A benefit of the S&A layout is that it has multiple dining rooms, says Dover. “When families with kids come in, they can be seated in the King Henry room or whatever. But we don’t do balloons; we don’t want clowns. It’s not an Applebee’s. No one sings ‘Happy birthday.’ ”

To attract families, there has to be something for kids, so S&A has a created a new children’s menu (with kid favorites such as chicken tenders) and a four-color “Castle Kids Adventures” booklet.

“The kids menu we had before was pitiful,” says Dover. “It was a crumby black-and-white placemat. On the back it said, ‘Color my world’ but you got only one crayon and you were lucky if it wasn’t gray.”

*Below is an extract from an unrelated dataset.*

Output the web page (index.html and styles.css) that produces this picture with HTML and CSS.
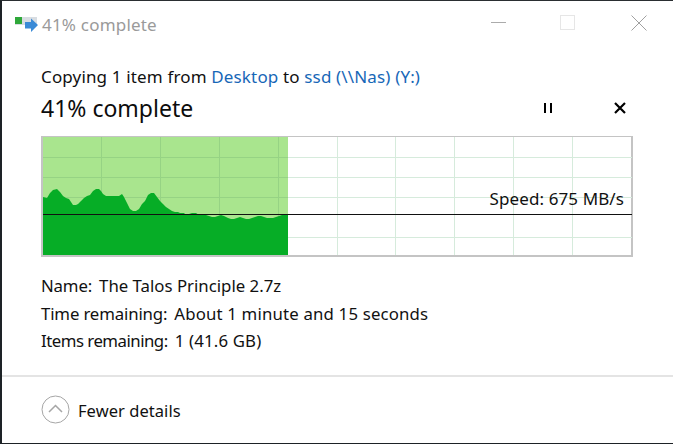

A “kids dine free Monday through Wednesday” program is in test and will be rolled out, Willoughby says.

It’s OK to be S&A
Finally, S&A unit managers have been given training and materials covering neighborhood marketing: banquet menus to attract business and civic gatherings; special early evening menus for seniors; “achievement awards” redeemable for free kids meals that can be given out at schools for good grades; business cards; stationery; and more.

S&A President Jay Willoughby began the rebuilding with a new focus on higher-quality menu items.

“Everybody says, ‘Do neighborhood marketing!’ but the general managers didn’t know what that meant. They didn’t have anything to say,” says Dover. “We broke it down for them, gave them materials they can mix or match and told them, ‘It’s a sales call.’”

Neighborhood marketing, increasing per-unit profitability and improving execution of fundamentals are the strategic pillars for 2004. After that, a new unit prototype will be introduced and the concept will again look at expansion through both company-owned and franchised locations.

“Despite what this brand has been through, it’s still averaging $1.7 million in [average unit] sales,” says Willoughby. “There are a lot of concepts doing more than that, so I’m not bragging. But still, that’s no small number.”

Adds Dover, “Being Steak and Ale is OK. It’s never going to be the hot, sexy new thing, but the chain is performing well. It’s been around for almost 40 years; we just have to do what we do and do it right.”